Task description: Out of all the lines below, count those with the word "components". Give the number only.
━━━━━━━━━━━━━━━━━━━━━━━━━━━━━━
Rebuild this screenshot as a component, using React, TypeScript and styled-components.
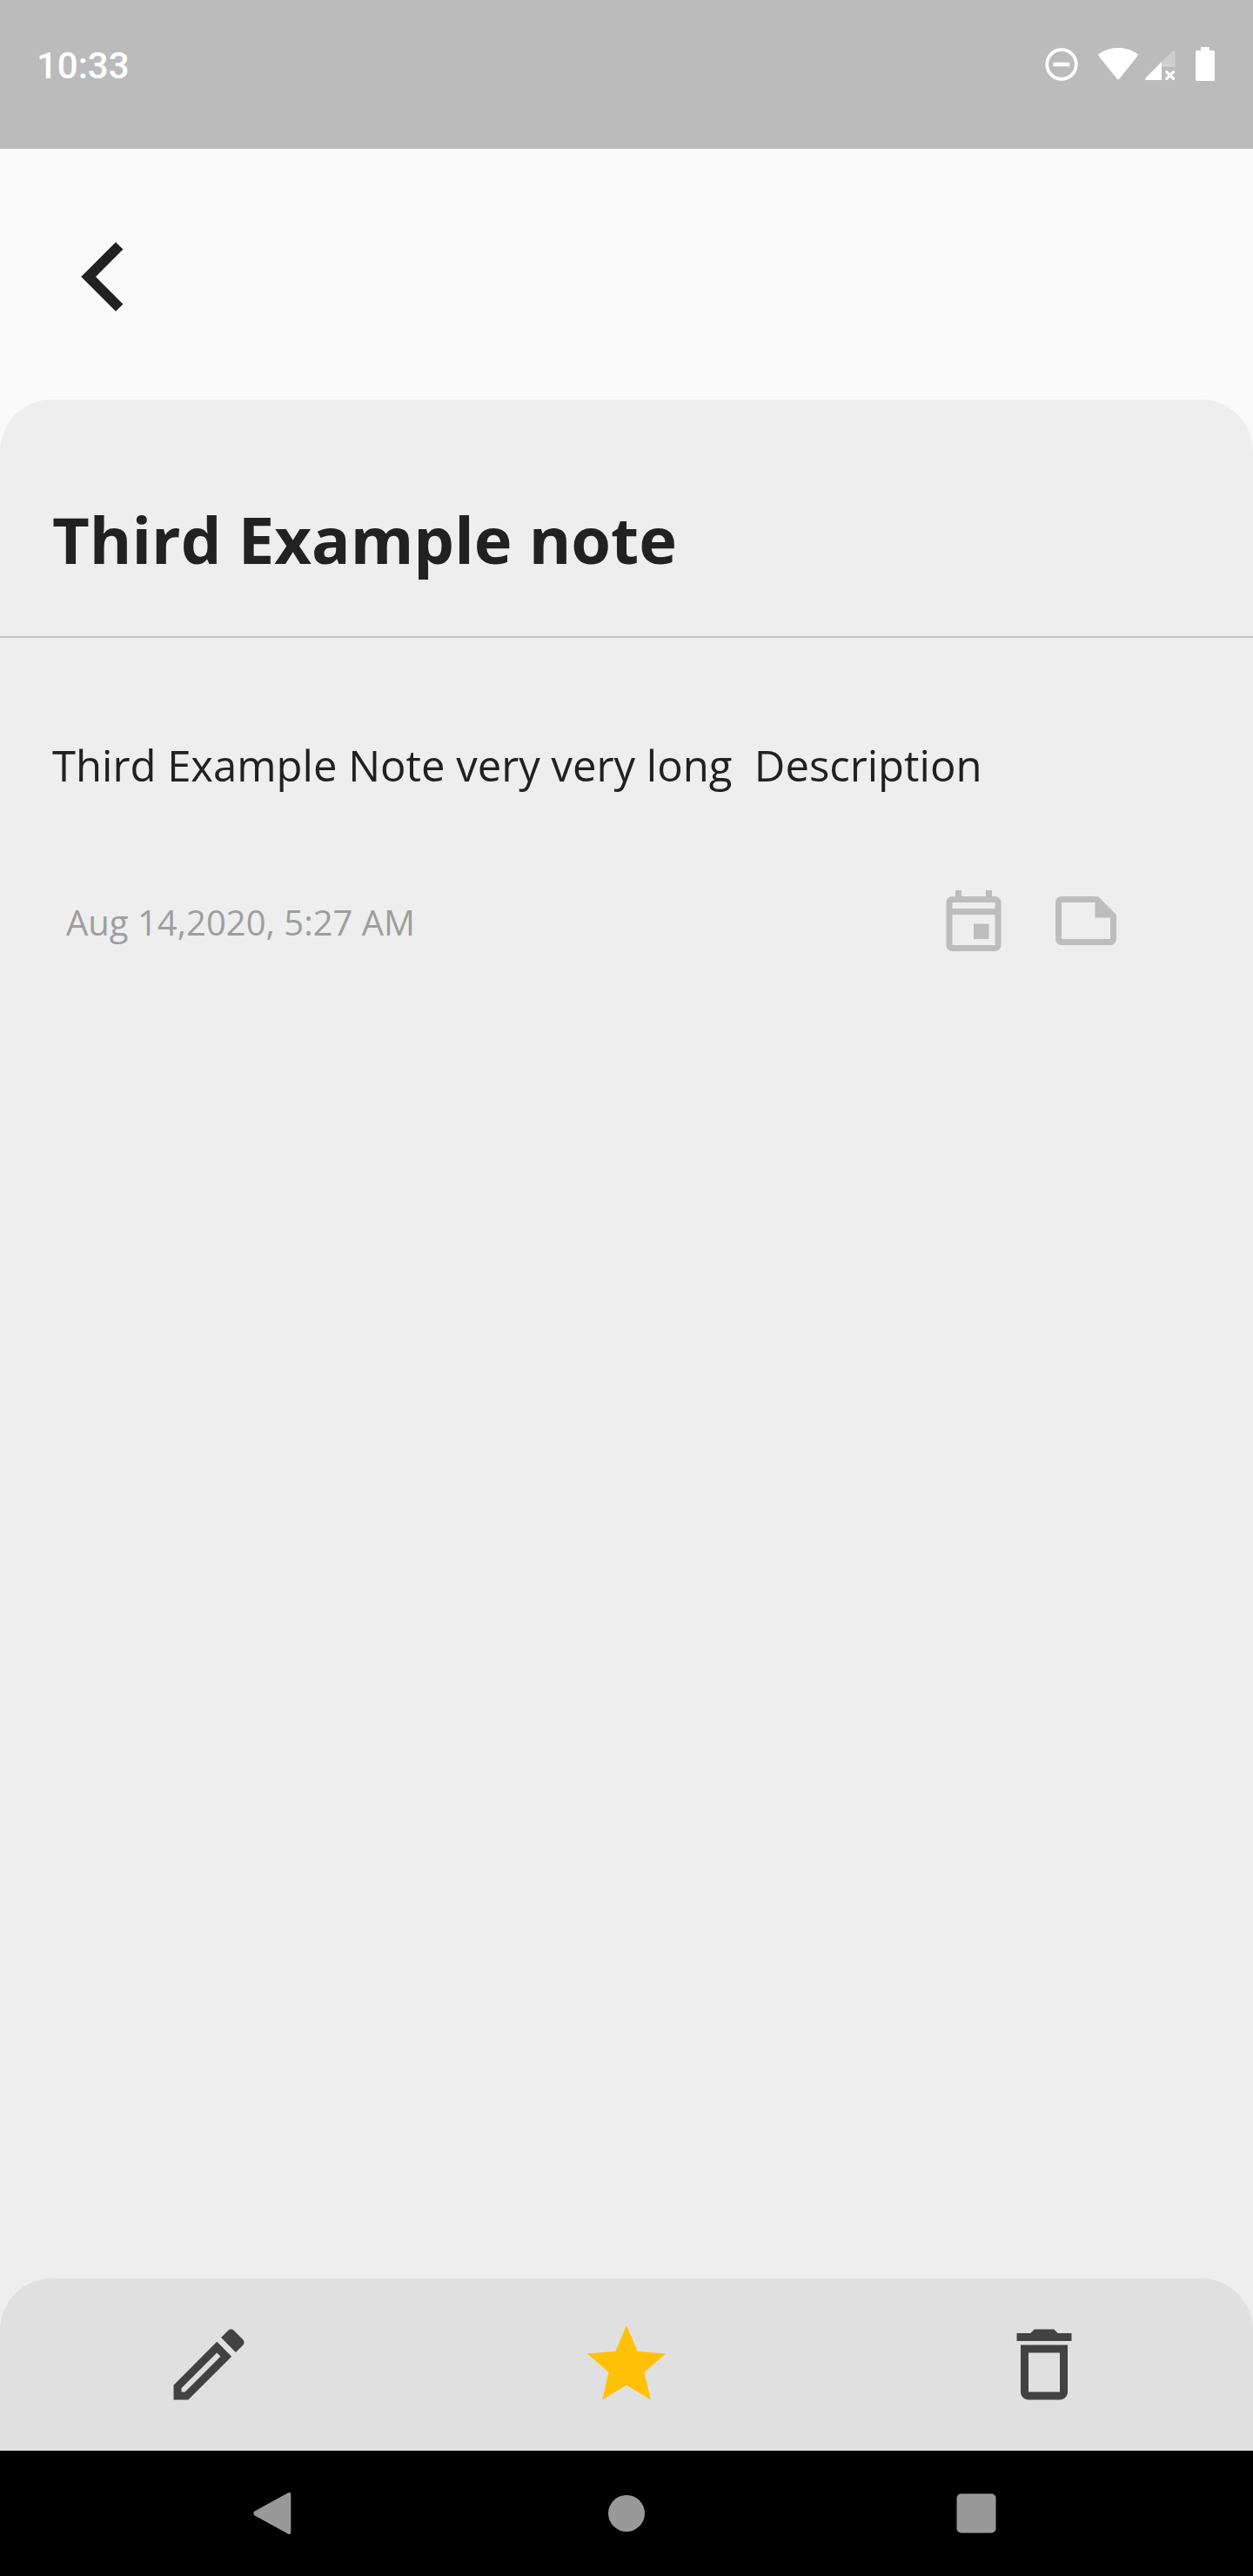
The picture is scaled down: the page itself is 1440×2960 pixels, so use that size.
import React from "react";
import styled, { createGlobalStyle } from "styled-components";

const GlobalStyle = createGlobalStyle`
  *, *::before, *::after { box-sizing: border-box; }
  body {
    margin: 0;
    background: #eeeeee;
    color: #212121;
    font-family: "Open Sans", "Noto Sans", sans-serif;
  }
`;

const Screen = styled.div`
  display: flex;
  flex-direction: column;
  min-height: 100vh;
  background: #fafafa;
`;

const StatusBar = styled.div`
  display: flex;
  justify-content: space-between;
  align-items: flex-start;
  height: 171px;
  padding: 51px 44px 0 42px;
  background: #bbbbbb;
  color: #ffffff;
`;

const Clock = styled.time`
  font: 500 42px/50px Roboto, sans-serif;
`;

const StatusIcons = styled.div`
  display: flex;
  align-items: center;
  padding-top: 3px;
`;

const StatusIcon = styled.svg<{ $gap?: number }>`
  display: block;
  margin-left: ${(p) => p.$gap ?? 0}px;
`;

const AppBar = styled.header`
  display: flex;
  align-items: center;
  height: 288px;
  padding: 0 56px;
`;

const IconButton = styled.button<{ $color: string }>`
  display: flex;
  align-items: center;
  justify-content: center;
  padding: 0;
  border: 0;
  background: none;
  color: ${(p) => p.$color};
  cursor: pointer;
`;

const Glyph = styled.svg<{ $size: number }>`
  display: block;
  width: ${(p) => p.$size}px;
  height: ${(p) => p.$size}px;
  fill: currentColor;
`;

const Note = styled.main`
  flex: 1;
  border-radius: 60px 60px 0 0;
  background: #eeeeee;
`;

const TitleBlock = styled.div`
  padding: 109px 60px 59px;
  border-bottom: 2px solid #c6c6c6;
`;

const Title = styled.h1`
  margin: 0;
  font-size: 74px;
  line-height: 104px;
  font-weight: 700;
`;

const Body = styled.div`
  padding: 110px 60px;
`;

const Description = styled.p`
  margin: 0;
  font-size: 49px;
  line-height: 72px;
  white-space: pre-wrap;
`;

const Meta = styled.div`
  display: flex;
  align-items: center;
  justify-content: space-between;
  margin-top: 101px;
  padding: 0 90px 0 16px;
`;

const Stamp = styled.time`
  padding-top: 4px;
  color: #9e9e9e;
  font-size: 40px;
  line-height: 56px;
`;

const MetaActions = styled.div`
  display: flex;
  gap: 45px;
`;

const ActionTray = styled.footer`
  background: #eeeeee;
`;

const ActionBar = styled.div`
  display: grid;
  grid-template-columns: repeat(3, 1fr);
  height: 198px;
  border-radius: 60px 60px 0 0;
  background: #e0e0e0;
`;

const NavBar = styled.nav`
  display: flex;
  justify-content: center;
  gap: 306px;
  height: 144px;
  background: #000000;
`;

export default function App() {
  return (
    <>
      <GlobalStyle />
      <Screen>
        <StatusBar>
          <Clock>10:33</Clock>
          <StatusIcons>
            <StatusIcon width="38" height="38" viewBox="0 0 38 38" aria-hidden="true">
              <circle cx="19" cy="19" r="16.8" fill="none" stroke="#fff" strokeWidth="3.8" />
              <path d="M9.3 16.7h19v4.6h-19z" fill="#fff" />
            </StatusIcon>
            <StatusIcon $gap={23} width="46" height="38" viewBox="0 0 46 38" aria-hidden="true">
              <path d="M23 0C14.5 0 7 2.6 1 6.8C0 7.5 0 8.8.7 9.6L21.6 35.4C22.4 36.4 23.6 36.4 24.4 35.4L45.3 9.6C46 8.8 46 7.5 45 6.8C39 2.6 31.5 0 23 0Z" fill="#fff" />
            </StatusIcon>
            <StatusIcon $gap={8} width="35" height="38" viewBox="0 0 35 38" aria-hidden="true">
              <path d="M19 16.2L31.5 3.6Q34.5 1.8 34.5 5V22H19Z" fill="#fff" opacity=".3" />
              <path d="M19 16V37H1.8Q-.6 37 .6 34.6Z" fill="#fff" />
              <path d="M24.8 27.6L32.6 35.4M32.6 27.6L24.8 35.4" stroke="#fff" strokeWidth="3.2" strokeLinecap="round" />
            </StatusIcon>
            <StatusIcon $gap={23} width="22" height="39" viewBox="0 0 22 39" aria-hidden="true">
              <path d="M6 0H16V4H20.5Q22 4 22 5.5V37.5Q22 39 20.5 39H1.5Q0 39 0 37.5V5.5Q0 4 1.5 4H6Z" fill="#fff" />
            </StatusIcon>
          </StatusIcons>
        </StatusBar>

        <AppBar>
          <IconButton $color="#212121" aria-label="Back">
            <Glyph $size={120} viewBox="0 0 120 120">
              <path d="M37.3 63L77 23.3L85.4 31.6L54 63L85.4 94.4L77 102.7Z" />
            </Glyph>
          </IconButton>
        </AppBar>

        <Note>
          <TitleBlock>
            <Title>Third Example note</Title>
          </TitleBlock>
          <Body>
            <Description>{"Third Example Note very very long  Description"}</Description>
            <Meta>
              <Stamp dateTime="2020-08-14T05:27">Aug 14,2020, 5:27 AM</Stamp>
              <MetaActions>
                <IconButton $color="#bdbdbd" aria-label="Date">
                  <Glyph $size={84} viewBox="0 0 24 24">
                    <path
                      fillRule="evenodd"
                      d="M19 4h-1V2h-2v2H8V2H6v2H5c-1.1 0-2 .9-2 2v14c0 1.1.9 2 2 2h14c1.1 0 2-.9 2-2V6c0-1.1-.9-2-2-2zM5 6h14v2H5zM5 10h14v10H5zM12 13h5v5h-5z"
                    />
                  </Glyph>
                </IconButton>
                <IconButton $color="#bdbdbd" aria-label="Label">
                  <Glyph $size={84} viewBox="0 0 24 24">
                    <path fillRule="evenodd" d="M16 4H4c-1.1 0-2 .9-2 2v12c0 1.1.9 2 2 2h16c1.1 0 2-.9 2-2v-8l-6-6zM4 18V6h11v5h5v7z" />
                  </Glyph>
                </IconButton>
              </MetaActions>
            </Meta>
          </Body>
        </Note>

        <ActionTray>
          <ActionBar>
            <IconButton $color="#424242" aria-label="Edit">
              <Glyph $size={108} viewBox="0 0 24 24">
                <path d="M14.06 9.02l.92.92L5.92 19H5v-.92l9.06-9.06M17.66 3c-.25 0-.51.1-.7.29l-1.83 1.83 3.75 3.75 1.83-1.83c.39-.39.39-1.02 0-1.41l-2.34-2.34c-.2-.2-.45-.29-.71-.29zm-3.6 3.19L3 17.25V21h3.75L17.81 9.94l-3.75-3.75z" />
              </Glyph>
            </IconButton>
            <IconButton $color="#ffc107" aria-label="Favourite">
              <Glyph $size={108} viewBox="0 0 24 24">
                <path d="M12 17.27L18.18 21l-1.64-7.03L22 9.24l-7.19-.61L12 2 9.19 8.63 2 9.24l5.46 4.73L5.82 21z" />
              </Glyph>
            </IconButton>
            <IconButton $color="#424242" aria-label="Delete">
              <Glyph $size={108} viewBox="0 0 24 24">
                <path fillRule="evenodd" d="M6 19c0 1.1.9 2 2 2h8c1.1 0 2-.9 2-2V7H6v12zM8 9h8v10H8V9zm7.5-5l-1-1h-5l-1 1H5v2h14V4z" />
              </Glyph>
            </IconButton>
          </ActionBar>
        </ActionTray>

        <NavBar>
          <IconButton $color="#999999" aria-label="System back">
            <Glyph $size={96} viewBox="0 0 96 96">
              <path d="M22.7 45.5L60.5 24.8Q64 22.6 64.3 26V70Q64 73.4 60.5 71.2L22.7 50.5Q20 48 22.7 45.5Z" />
            </Glyph>
          </IconButton>
          <IconButton $color="#999999" aria-label="Home">
            <Glyph $size={96} viewBox="0 0 96 96">
              <circle cx="48" cy="48" r="21" />
            </Glyph>
          </IconButton>
          <IconButton $color="#999999" aria-label="Recent apps">
            <Glyph $size={96} viewBox="0 0 96 96">
              <rect x="25.5" y="25.5" width="45" height="45" rx="5" />
            </Glyph>
          </IconButton>
        </NavBar>
      </Screen>
    </>
  );
}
━━━━━━━━━━━━━━━━━━━━━━━━━━━━━━
Exercise answer: 2